A quince meses de concluir su segundo mandato, el gobierno aprista atraviesa por un crítico momento que demanda del doctor Alan García firmeza, imparcialidad y liderazgo en su doble papel de presidente de la República y jefe del Apra. Al mismo tiempo se requiere seriedad de la oposición.
Está de por medio la estabilidad política, económica, social y ética del país, golpeado por la denuncia de varios casos de corrupción en un sector del oficialismo, y amenazado por la alianza del terrorismo y el narcotráfico.

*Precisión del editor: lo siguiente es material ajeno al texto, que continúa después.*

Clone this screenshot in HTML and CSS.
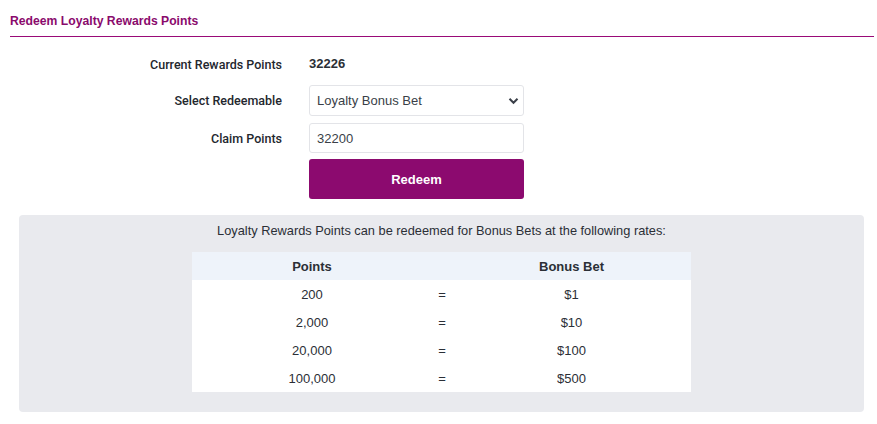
FILE: index.html
```html
<!DOCTYPE html>
<html>
<head>
<meta charset="utf-8">
<link rel="stylesheet" href="styles.css">
</head>
<body>
<div class="page">
  <h2 class="title">Redeem Loyalty Rewards Points</h2>
  <form class="form">
    <div class="row">
      <label class="label">Current Rewards Points</label>
      <div class="value points">32226</div>
    </div>
    <div class="row">
      <label class="label">Select Redeemable</label>
      <div class="value">
        <div class="select">
          <span>Loyalty Bonus Bet</span>
          <svg class="chev" width="11" height="8" viewBox="0 0 11 8"><path d="M1.5 1.8 L5.5 5.8 L9.5 1.8" fill="none" stroke="#3a3f48" stroke-width="2"/></svg>
        </div>
      </div>
    </div>
    <div class="row">
      <label class="label">Claim Points</label>
      <div class="value"><div class="input">32200</div></div>
    </div>
    <div class="row">
      <div class="label"></div>
      <div class="value"><button type="button" class="btn">Redeem</button></div>
    </div>
  </form>
  <div class="info">
    <p class="intro">Loyalty Rewards Points can be redeemed for Bonus Bets at the following rates:</p>
    <table class="rates">
      <thead>
        <tr><th class="c1">Points</th><th class="c2"></th><th class="c3">Bonus Bet</th></tr>
      </thead>
      <tbody>
        <tr><td>200</td><td>=</td><td>$1</td></tr>
        <tr><td>2,000</td><td>=</td><td>$10</td></tr>
        <tr><td>20,000</td><td>=</td><td>$100</td></tr>
        <tr><td>100,000</td><td>=</td><td>$500</td></tr>
      </tbody>
    </table>
  </div>
</div>
</body>
</html>
```
FILE: styles.css
```css
* { box-sizing: border-box; }
html, body { margin: 0; padding: 0; background: #fff; }
body { font-family: "Liberation Sans", Arial, sans-serif; color: #2b2f36; }
.page { padding: 13px 3px 0 10px; }
.title {
  margin: 0;
  font-size: 12.2px;
  font-weight: bold;
  color: #8a0a6c;
  padding-bottom: 7px;
  border-bottom: 1px solid #9a0a78;
  line-height: 16px;
}
.form { padding-top: 19px; display: flex; flex-direction: column; }
.row { display: flex; align-items: center; }
.label {
  width: 272px;
  text-align: right;
  font-family: Roboto, "Liberation Sans", sans-serif;
  font-size: 12.5px;
  font-weight: 500;
  color: #23272e;
}
.value { margin-left: 27px; width: 215px; }
.points { font-weight: bold; font-size: 13px; line-height: 16px; color: #2b2f36; }
.row:nth-child(1) { height: 16px; margin-bottom: 13px; }
.select, .input {
  height: 31px;
  border: 1px solid #e3e4e8;
  border-radius: 3px;
  background: #fff;
  font-size: 13px;
  color: #3a3f48;
  padding: 0 4px 0 7px;
  display: flex;
  align-items: center;
}
.select { justify-content: space-between; }
.row:nth-child(2) { margin-bottom: 7px; }
.row:nth-child(3) { margin-bottom: 6px; }
.input { height: 30px; }
.btn {
  width: 215px;
  height: 40px;
  border: none;
  border-radius: 3px;
  background: #8c0a6f;
  color: #fff;
  font-family: inherit;
  font-size: 13px;
  font-weight: bold;
}
.info {
  margin: 16px 10px 0 9px;
  background: #e9eaee;
  border-radius: 4px;
  padding: 8px 0 20px;
  height: 197px;
}
.intro {
  margin: 0 0 13px;
  text-align: center;
  font-size: 12.8px;
  line-height: 16px;
  color: #2b2f36;
}
.rates {
  margin: 0 auto;
  width: 499px;
  border-collapse: collapse;
  background: #fff;
  font-size: 13px;
  color: #2b2f36;
}
.rates th {
  background: #eef3fa;
  height: 28px;
  font-weight: bold;
  padding: 0;
}
.rates td { height: 28px; text-align: center; padding: 0; }
.c1 { width: 240px; }
.c2 { width: 20px; }
.c3 { width: 239px; }
```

El presidente García ha sido duro al calificar a quienes aprovechan su filiación aprista o los cargos públicos para perpetrar ilegalidades. Ha generalizado, desatando el malestar al interior de su partido. García ahora debe actuar severamente e individualizar responsabilidades, expulsando del aparato del Estado —y de su propio partido— a quienes desacreditan su gestión.
Mientras el presidente intenta poner orden, la oposición aprovecha las circunstancias para desprestigiar al gobierno. Y no solo esto: a puertas de las próximas elecciones municipales y regionales, los peruanos y peruanas debemos soportar a los representantes de las diferentes tiendas políticas, descalificándose mutuamente con argumentos pueriles, que solo debilitan la imagen de los partidos.
La ciudadanía merece ser respetada y demanda políticos con discursos articulados enfocados en los problemas nacionales: Creciente accionar del narcotráfico, terrorismo, inseguridad, entre otros.
Los enemigos del Estado de derecho —terroristas y narcotraficantes— son los únicos beneficiados con las campañas electoreras de dimes y diretes, de calificativos que desunen. Son ellos los que sacarán provecho del vacío de propuestas y de la falta de investigaciones confiables, juicios imparciales y sanciones a los corruptos.
El Perú, en su conjunto, se enfrenta a un enemigo bicéfalo que cuenta con grandes recursos. Las acciones de inteligencia, de las Fuerzas Armadas y de la Policía Nacional y la labor del Corah (Proyecto Especial de Control y Reducción de los Cultivos de Coca en el Alto Huallaga) han afectado los intereses de los capos de la droga, y por ello alientan y financian a los terroristas.
La situación se torna más preocupante cuando se sabe que grupos de la “línea dura” de Sendero Luminoso lucran con la producción de cocaína y se han convertido en una “firma” más de la droga que intenta avanzar en la zona del Huallaga.
Los peruanos merecemos una clase política que asuma el rol histórico de deponer sus intereses partidarios y electorales en bien de la patria, y no unos personajes que distraen con otros asuntos sin ponderar la gravedad de los problemas.
Lo urgente es considerar lo que está en riesgo y alentar una mayor presencia del Estado en las zonas infestadas de narcotraficantes y terroristas. Esto implica redoblar esfuerzos en los programas de sustitución de cultivos, crear infraestructura, fomentar la educación, la salud y la seguridad, e incrementar las bases antisubversivas y policiales.
Tiene también que renovarse el armamento sin descuidar las labores de inteligencia ni las de interdicción, en las que hay que diferenciar a los cocaleros legales, que merecen apoyo, de aquellos cómplices del narcotráfico y el terror, que incluso aportan caudillos políticos que defienden sin sangre en la cara los cultivos ilegales.
Debe actuarse sin demora. La irresponsabilidad no puede llevar a que se reedite la violencia terrorista de los 80, que desangró al país y causó tanto daño a la economía y a la paz social.
El Gobierno, deslindándose de la corrupción, tiene que asumir la responsabilidad de cautelar el orden y la paz internos. Y bien haría la oposición y la clase política en apoyar esa causa por el futuro del país.